SHORT TASK -> Collect each line of the entries that holds the string "TypeScript".

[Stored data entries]
◆ ◆ ◆ ◆ ◆
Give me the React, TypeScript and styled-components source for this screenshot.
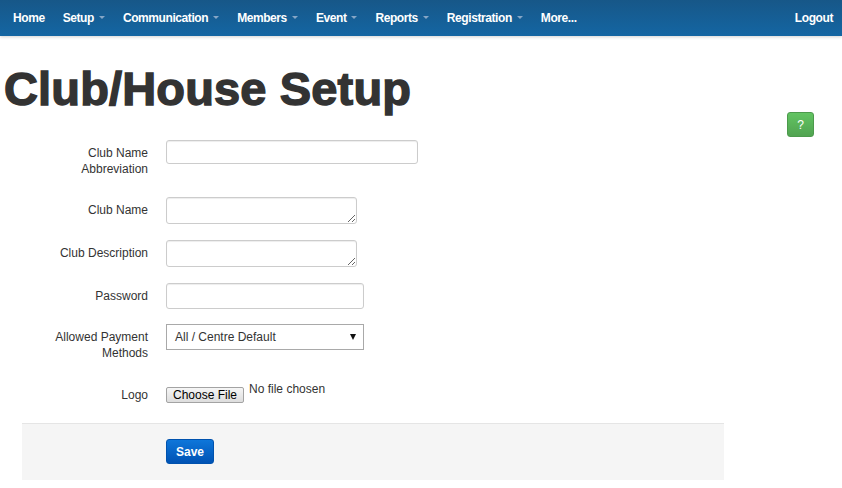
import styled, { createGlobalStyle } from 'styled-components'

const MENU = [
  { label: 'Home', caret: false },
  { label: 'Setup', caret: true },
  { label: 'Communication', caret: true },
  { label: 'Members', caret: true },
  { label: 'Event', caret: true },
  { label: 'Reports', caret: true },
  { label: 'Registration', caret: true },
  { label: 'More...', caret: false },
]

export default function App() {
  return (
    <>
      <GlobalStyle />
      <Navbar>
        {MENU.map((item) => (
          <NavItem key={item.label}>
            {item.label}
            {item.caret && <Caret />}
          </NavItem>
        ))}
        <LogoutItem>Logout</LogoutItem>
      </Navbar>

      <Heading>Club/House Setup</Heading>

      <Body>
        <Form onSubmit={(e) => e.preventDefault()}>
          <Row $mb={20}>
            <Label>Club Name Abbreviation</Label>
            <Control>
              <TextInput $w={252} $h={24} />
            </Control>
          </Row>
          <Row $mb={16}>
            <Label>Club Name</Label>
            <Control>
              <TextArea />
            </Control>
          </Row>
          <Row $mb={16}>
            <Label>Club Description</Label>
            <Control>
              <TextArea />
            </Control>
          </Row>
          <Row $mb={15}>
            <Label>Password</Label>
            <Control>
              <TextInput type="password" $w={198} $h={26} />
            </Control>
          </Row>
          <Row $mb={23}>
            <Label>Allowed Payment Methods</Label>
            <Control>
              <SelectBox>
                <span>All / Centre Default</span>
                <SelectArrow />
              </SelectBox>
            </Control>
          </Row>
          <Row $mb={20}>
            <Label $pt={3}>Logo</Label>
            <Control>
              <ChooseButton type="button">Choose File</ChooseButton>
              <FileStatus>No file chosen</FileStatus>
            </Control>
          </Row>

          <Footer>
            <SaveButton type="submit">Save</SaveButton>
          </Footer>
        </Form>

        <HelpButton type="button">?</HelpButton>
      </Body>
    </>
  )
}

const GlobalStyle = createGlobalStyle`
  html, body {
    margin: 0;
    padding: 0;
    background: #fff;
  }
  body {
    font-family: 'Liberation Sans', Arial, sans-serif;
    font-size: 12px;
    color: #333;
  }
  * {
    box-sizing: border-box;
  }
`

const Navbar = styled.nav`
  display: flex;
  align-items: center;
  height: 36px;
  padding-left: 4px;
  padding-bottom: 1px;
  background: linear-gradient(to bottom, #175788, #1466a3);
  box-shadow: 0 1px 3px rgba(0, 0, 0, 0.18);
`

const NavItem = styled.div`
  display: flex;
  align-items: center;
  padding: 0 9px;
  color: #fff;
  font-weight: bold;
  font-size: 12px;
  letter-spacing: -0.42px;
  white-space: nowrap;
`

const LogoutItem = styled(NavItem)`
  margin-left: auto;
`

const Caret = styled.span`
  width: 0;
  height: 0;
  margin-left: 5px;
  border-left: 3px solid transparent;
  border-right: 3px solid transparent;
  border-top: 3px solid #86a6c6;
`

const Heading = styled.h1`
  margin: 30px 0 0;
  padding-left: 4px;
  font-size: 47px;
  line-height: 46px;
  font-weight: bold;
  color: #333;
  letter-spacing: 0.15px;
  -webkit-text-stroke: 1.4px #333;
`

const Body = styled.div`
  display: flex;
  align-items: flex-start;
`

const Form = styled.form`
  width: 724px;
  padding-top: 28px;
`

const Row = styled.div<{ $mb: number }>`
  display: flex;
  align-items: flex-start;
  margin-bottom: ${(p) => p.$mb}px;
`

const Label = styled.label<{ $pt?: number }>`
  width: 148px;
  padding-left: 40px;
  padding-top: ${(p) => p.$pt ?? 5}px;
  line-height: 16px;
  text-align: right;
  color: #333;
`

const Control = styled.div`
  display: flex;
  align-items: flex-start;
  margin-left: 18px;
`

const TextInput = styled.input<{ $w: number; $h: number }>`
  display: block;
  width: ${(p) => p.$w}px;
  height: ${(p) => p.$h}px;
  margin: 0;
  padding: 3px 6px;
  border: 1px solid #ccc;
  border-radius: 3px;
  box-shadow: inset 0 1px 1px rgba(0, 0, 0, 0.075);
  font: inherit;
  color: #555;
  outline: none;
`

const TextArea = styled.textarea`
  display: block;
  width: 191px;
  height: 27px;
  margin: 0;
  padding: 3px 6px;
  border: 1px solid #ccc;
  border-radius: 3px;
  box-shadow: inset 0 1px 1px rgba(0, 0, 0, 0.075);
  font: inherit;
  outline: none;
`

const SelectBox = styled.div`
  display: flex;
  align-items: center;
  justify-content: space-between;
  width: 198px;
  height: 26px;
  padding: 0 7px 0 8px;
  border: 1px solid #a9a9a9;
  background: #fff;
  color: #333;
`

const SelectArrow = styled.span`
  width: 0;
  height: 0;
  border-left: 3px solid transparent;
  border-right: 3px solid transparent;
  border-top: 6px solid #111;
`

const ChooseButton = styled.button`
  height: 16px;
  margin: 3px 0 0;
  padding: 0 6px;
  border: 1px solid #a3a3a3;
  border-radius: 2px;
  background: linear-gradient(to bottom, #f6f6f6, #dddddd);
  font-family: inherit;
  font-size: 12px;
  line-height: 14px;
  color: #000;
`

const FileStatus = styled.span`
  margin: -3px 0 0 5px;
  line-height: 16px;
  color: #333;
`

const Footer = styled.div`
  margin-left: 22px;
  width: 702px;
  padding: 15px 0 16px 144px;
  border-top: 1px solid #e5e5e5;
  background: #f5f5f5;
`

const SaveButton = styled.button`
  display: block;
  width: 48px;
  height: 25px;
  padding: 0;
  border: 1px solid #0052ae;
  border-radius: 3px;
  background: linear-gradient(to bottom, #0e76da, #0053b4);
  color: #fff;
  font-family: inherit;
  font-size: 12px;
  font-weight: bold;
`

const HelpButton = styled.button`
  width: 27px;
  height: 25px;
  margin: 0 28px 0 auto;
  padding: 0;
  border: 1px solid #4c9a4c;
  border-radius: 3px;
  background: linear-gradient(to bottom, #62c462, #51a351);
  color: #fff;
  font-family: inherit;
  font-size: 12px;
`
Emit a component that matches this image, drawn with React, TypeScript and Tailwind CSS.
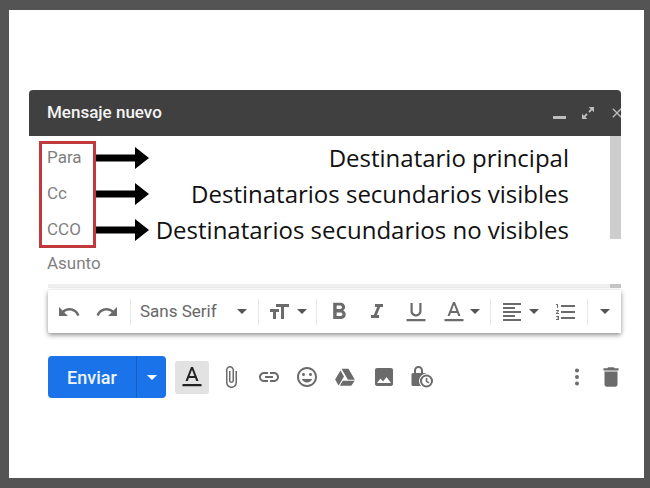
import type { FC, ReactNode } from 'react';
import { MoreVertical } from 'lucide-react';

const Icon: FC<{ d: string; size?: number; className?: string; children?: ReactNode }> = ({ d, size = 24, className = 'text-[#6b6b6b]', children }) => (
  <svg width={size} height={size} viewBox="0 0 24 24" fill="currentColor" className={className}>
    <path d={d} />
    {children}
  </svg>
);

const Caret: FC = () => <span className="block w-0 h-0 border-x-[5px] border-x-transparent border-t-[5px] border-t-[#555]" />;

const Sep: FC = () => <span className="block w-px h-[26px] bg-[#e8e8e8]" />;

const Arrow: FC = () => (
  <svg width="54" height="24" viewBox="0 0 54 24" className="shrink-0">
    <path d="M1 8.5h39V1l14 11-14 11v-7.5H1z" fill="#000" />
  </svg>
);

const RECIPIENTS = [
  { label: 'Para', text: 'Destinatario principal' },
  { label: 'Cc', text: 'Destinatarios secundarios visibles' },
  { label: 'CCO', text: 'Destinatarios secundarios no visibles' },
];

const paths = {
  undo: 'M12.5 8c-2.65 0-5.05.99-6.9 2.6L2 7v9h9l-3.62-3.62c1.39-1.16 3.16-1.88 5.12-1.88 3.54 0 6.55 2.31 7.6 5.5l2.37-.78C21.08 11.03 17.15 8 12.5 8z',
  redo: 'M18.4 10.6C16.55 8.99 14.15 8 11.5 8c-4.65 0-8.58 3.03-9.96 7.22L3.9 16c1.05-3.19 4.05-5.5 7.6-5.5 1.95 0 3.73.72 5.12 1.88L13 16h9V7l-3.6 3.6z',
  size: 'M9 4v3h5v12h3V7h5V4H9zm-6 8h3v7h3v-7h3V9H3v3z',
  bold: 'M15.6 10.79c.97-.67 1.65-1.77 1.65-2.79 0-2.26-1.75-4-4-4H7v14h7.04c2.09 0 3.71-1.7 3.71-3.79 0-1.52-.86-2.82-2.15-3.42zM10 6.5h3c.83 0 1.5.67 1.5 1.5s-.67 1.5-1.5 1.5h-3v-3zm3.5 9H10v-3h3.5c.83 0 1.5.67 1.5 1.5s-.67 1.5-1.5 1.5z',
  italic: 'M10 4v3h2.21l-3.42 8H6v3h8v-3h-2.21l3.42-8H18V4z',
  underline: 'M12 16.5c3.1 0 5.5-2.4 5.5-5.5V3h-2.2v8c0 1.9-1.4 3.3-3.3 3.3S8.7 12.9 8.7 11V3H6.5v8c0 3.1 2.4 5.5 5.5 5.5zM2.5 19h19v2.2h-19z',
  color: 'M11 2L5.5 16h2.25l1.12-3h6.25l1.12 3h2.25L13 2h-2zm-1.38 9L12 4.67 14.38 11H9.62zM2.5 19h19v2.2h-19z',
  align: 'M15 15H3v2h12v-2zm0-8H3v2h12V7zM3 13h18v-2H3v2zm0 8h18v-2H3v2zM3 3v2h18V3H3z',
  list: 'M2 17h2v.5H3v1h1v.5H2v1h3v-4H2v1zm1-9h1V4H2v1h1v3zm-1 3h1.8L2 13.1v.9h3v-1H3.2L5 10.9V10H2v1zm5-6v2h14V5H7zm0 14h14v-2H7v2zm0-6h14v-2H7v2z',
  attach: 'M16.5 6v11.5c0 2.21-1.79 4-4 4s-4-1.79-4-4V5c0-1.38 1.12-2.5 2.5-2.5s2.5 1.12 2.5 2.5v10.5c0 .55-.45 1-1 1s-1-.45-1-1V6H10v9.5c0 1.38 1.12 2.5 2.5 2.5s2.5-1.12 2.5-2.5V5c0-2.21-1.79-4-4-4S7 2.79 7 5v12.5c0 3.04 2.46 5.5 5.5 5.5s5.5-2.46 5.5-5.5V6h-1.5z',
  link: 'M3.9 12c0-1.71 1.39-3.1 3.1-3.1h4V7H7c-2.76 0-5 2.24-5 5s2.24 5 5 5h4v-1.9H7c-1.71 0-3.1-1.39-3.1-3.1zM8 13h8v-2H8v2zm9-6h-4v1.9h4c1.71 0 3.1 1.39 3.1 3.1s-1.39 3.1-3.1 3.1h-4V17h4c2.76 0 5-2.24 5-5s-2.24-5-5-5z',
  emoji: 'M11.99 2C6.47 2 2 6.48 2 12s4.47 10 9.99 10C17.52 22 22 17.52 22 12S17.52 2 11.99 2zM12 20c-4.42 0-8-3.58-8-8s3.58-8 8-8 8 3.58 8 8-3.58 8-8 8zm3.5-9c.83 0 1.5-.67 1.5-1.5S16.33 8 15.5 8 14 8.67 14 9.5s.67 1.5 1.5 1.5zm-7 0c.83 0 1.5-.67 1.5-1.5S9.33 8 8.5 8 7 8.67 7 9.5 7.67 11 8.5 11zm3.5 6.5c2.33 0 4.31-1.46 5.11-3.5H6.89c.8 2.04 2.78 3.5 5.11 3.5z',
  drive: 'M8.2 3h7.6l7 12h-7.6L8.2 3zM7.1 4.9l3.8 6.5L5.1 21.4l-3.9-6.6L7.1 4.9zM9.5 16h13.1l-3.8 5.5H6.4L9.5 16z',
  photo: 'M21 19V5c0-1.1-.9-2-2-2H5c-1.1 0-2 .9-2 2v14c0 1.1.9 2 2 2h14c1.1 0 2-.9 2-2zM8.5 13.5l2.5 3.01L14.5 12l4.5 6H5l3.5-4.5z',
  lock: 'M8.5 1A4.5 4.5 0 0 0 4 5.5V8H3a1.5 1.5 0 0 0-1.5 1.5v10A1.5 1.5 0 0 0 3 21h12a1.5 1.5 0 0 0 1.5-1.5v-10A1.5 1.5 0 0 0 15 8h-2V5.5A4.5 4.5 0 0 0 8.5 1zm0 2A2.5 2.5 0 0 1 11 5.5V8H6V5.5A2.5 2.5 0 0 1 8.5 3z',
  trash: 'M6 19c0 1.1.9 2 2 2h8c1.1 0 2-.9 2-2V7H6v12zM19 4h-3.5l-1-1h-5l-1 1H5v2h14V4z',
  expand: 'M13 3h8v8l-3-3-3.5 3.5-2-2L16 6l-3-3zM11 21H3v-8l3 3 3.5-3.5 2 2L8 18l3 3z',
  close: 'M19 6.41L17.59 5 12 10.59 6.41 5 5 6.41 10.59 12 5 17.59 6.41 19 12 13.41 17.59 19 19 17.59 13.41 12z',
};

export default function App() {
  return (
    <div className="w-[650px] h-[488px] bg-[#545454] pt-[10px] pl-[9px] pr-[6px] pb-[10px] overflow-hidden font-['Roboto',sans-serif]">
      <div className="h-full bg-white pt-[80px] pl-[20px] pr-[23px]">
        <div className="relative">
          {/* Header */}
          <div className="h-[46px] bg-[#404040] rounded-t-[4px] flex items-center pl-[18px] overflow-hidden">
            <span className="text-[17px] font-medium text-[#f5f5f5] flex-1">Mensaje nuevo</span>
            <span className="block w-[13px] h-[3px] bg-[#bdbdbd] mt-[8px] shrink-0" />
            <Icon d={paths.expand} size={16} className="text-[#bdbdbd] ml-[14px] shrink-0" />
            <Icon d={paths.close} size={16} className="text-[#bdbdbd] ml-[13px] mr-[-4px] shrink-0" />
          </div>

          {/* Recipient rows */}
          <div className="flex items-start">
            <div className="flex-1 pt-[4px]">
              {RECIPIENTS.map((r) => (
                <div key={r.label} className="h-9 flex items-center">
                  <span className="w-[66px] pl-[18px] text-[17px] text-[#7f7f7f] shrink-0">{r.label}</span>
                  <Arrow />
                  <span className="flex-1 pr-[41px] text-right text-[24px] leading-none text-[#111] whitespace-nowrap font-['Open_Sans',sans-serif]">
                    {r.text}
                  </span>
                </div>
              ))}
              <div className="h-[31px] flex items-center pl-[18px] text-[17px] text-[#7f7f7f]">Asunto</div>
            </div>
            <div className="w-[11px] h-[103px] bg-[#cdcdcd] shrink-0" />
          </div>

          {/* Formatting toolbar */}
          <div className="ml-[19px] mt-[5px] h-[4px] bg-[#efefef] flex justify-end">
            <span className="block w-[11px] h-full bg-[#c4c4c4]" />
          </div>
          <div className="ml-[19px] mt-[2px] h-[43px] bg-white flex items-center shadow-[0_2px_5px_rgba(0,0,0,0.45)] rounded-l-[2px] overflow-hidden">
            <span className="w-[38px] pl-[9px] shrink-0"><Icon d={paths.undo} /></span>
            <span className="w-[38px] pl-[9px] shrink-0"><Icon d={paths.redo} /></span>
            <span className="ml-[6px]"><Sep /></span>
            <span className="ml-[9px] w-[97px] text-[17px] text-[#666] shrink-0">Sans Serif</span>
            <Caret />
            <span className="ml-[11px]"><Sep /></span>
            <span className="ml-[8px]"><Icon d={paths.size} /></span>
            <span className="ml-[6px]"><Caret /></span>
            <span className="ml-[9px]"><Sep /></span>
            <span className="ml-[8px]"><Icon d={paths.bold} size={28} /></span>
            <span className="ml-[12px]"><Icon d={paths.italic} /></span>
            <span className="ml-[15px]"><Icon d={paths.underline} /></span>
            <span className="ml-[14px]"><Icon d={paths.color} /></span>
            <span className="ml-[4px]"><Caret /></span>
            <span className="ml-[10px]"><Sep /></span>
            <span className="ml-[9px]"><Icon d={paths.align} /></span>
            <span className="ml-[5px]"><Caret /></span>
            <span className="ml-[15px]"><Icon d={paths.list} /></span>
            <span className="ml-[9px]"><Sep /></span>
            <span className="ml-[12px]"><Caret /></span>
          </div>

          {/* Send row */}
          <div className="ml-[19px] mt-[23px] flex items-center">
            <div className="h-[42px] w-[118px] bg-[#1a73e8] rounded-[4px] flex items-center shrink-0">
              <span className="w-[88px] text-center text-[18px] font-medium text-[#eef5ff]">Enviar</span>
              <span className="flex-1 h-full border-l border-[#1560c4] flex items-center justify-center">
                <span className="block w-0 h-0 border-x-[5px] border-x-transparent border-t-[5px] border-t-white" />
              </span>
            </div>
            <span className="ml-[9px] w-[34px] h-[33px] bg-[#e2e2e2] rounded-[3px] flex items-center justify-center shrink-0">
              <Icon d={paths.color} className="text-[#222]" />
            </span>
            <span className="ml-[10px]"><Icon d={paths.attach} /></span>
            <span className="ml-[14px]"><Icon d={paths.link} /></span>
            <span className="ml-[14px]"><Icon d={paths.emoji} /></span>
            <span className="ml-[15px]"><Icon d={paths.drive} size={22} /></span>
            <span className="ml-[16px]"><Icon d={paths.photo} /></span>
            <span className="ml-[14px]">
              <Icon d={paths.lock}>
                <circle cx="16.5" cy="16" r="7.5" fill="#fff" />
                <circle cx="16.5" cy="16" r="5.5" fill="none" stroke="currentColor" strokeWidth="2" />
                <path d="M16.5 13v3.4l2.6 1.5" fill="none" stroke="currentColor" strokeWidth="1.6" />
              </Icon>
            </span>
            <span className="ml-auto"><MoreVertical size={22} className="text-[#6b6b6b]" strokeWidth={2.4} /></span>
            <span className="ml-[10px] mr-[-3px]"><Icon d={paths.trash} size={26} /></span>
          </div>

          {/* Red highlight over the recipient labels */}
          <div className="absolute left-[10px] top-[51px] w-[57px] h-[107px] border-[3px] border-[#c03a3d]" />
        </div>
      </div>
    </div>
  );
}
◆ ◆ ◆ ◆ ◆
ANSWER FOR THE TASK ->
Give me the React, TypeScript and styled-components source for this screenshot.
Emit a component that matches this image, drawn with React, TypeScript and Tailwind CSS.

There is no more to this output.